Within just 24 hours of implementing Masthead, Arpeely could accurately estimate the number of active pipelines, providing them with a comprehensive overview of their data architecture. Masthead not only fulfilled Arpeely’s initial request for data column lineage but also exceeded their expectations by automatically offering clear insights into the structure and cost of their data products and the performance of pipelines.

Another key benefit Arpeely gained from using Masthead is data platform reliability. Masthead detects and alerts Arpeely’s data engineers in real time about data errors such as syntax errors, unrecognized names in queries, and query inconsistencies. Masthead’s data observability allows Arpeely to address these issues promptly and understand their impact on tables and BI reports that rely on the affected data.

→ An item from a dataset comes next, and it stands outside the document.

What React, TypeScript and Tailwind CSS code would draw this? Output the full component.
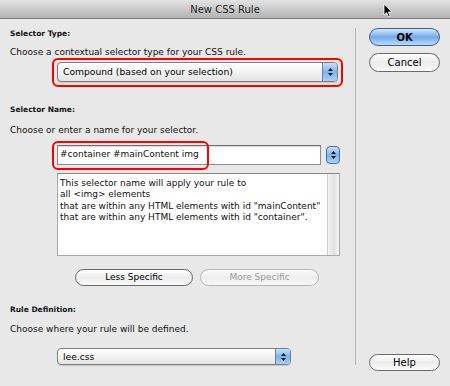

With such functionality, Arpeely’s teams proactively resolve issues before they can impact their business data. As a result, informed insights helped Arpeely’s data team achieve reliability and control over their core data assets. Quick response to data errors and anomalies directly impacts the value Arpeely provides to its customers. 

Results

What initially began as a desire for comprehensive data lineage has transformed into Arpeely gaining a much more comprehensive visibility over its complex data architecture. Arpeely’s data engineers and analysts use Masthead to track the connections between their tables and the individual columns, allowing for much smoother root cause analysis. Masthead made a big difference by allowing Arpeely’s data teams to promptly identify issues in pipelines or tables, see their dependencies, and troubleshoot these issues much faster. 

Checking Masthead’s real-time incident reports has become a main part of Arpeely’s data engineers’ reliability and alerting stack allowing Arpeely’s specialists to swiftly respond to any issues in real-time. 

Instead of being a tool for data lineage, as was initially expected, Masthead has gained prominent status in Arpeely’s data practices and data health environment. As a perfectly compatible tool for GCP, Masthead empowers Arpeely with comprehensive visibility over multiple facets of its data platform. This includes managing pipelines, data warehouses, BI solutions, and even specific rows and columns within tables.